Barbadian Olympian Alex Sobers established himself as the best from  the English speaking Caribbean in the 400 metre freestyle when he had won the 15-17 crown at the now defunct Caribbean Islands Swimming Championships with a time of 3:57.30 in 2016 in The Bahamas.

scoreboard-on-alex-sobers-swim
Scoreboard showing the results of the 15-17 400 metres freestyle final at the 2016 CISC

 

He would dip under the 4 minute mark again on his Olympic debut at the Rio Games with a time of 3:59.97. Since then it he would have a number of close shaves with that barrier recording 4:00.17 at the 2017 CCCAN Championships in Trinidad and Tobago and 4:00.50 at the 2017 Budapest World Championships.

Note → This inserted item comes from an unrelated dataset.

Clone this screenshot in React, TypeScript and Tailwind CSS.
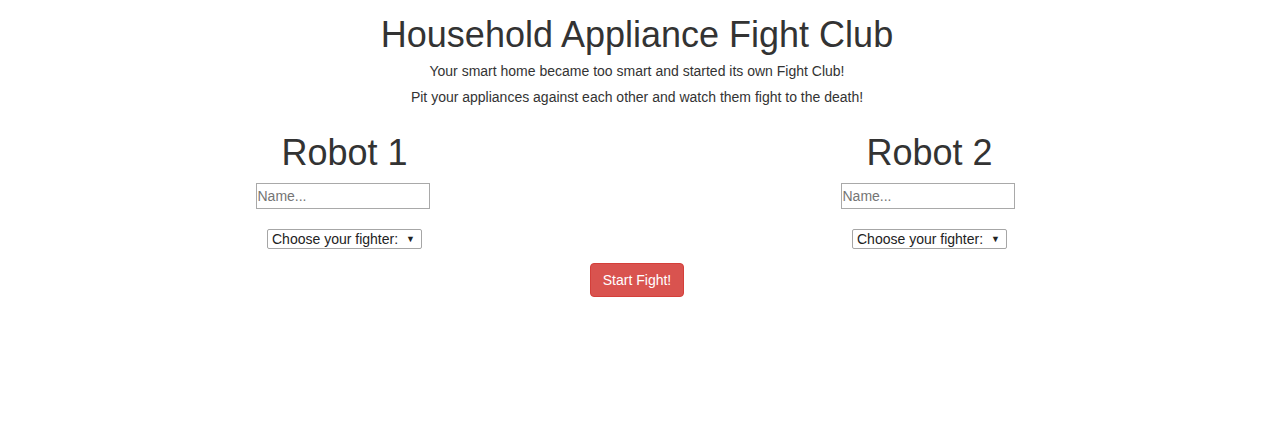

sobers final 400 metre final
Sobers gets ready to compete in the 400 metre freestyle final Photo courtesy of Aisha Norville

On July 23 at the 2018 Central American and Caribbean Games in Barranquilla Colombia he registered a preliminary round time of 4:01.42.That propelled him to Championship final. In the final that afternoon he destroyed his old national mark to place seventh in 3:55.50.

Record Progression
400 metre freestyle 2016 CISC 2018 CAC Games
First 100 metres 57.04 56.70
Second 100 metres 1:00.81 59.67
Third 100 metres 1:00.22 59.29
Fourth 100 metres 59.23 59.84
Final Time 3:57.30 3:55.30

Speaking to draftingthecaribbean after his record swim Sobers said “I am really proud and excited to do 3:55 which is a best time and to break my national record as I was struggling to produce a sub 4 minute swim for a really long time”

Alex bettered the 2019  Gwangju LCM World Championships and 2018 Hangzhou SCM World Championships B standard of 3:56.14. He is closing in on the the 2019 Lima PAN AM Games automatic qualifying standard of 3:54.44 and as well as the provisional Tokyo 2020 B standard 3:53.58. The final Olympic standards will be ratified in December by FINA.

sobers EC Athletics Athlete of the year
Alex Sobers Emmanuel College’s Athlete of the Year Photo courtesy of goeclions.com

Alex will be in his junior college at Emmanuel College which is now a full member of the Division II and will be a member of the Conference Carolinas. For the 2017-2018 season he was named by his school as the Male Athlete of the Year Annual Leo  Athletic Awards. He hold the school records in the 200 and 500 yard freestyle with times of 1:35.95 and 4:27.56.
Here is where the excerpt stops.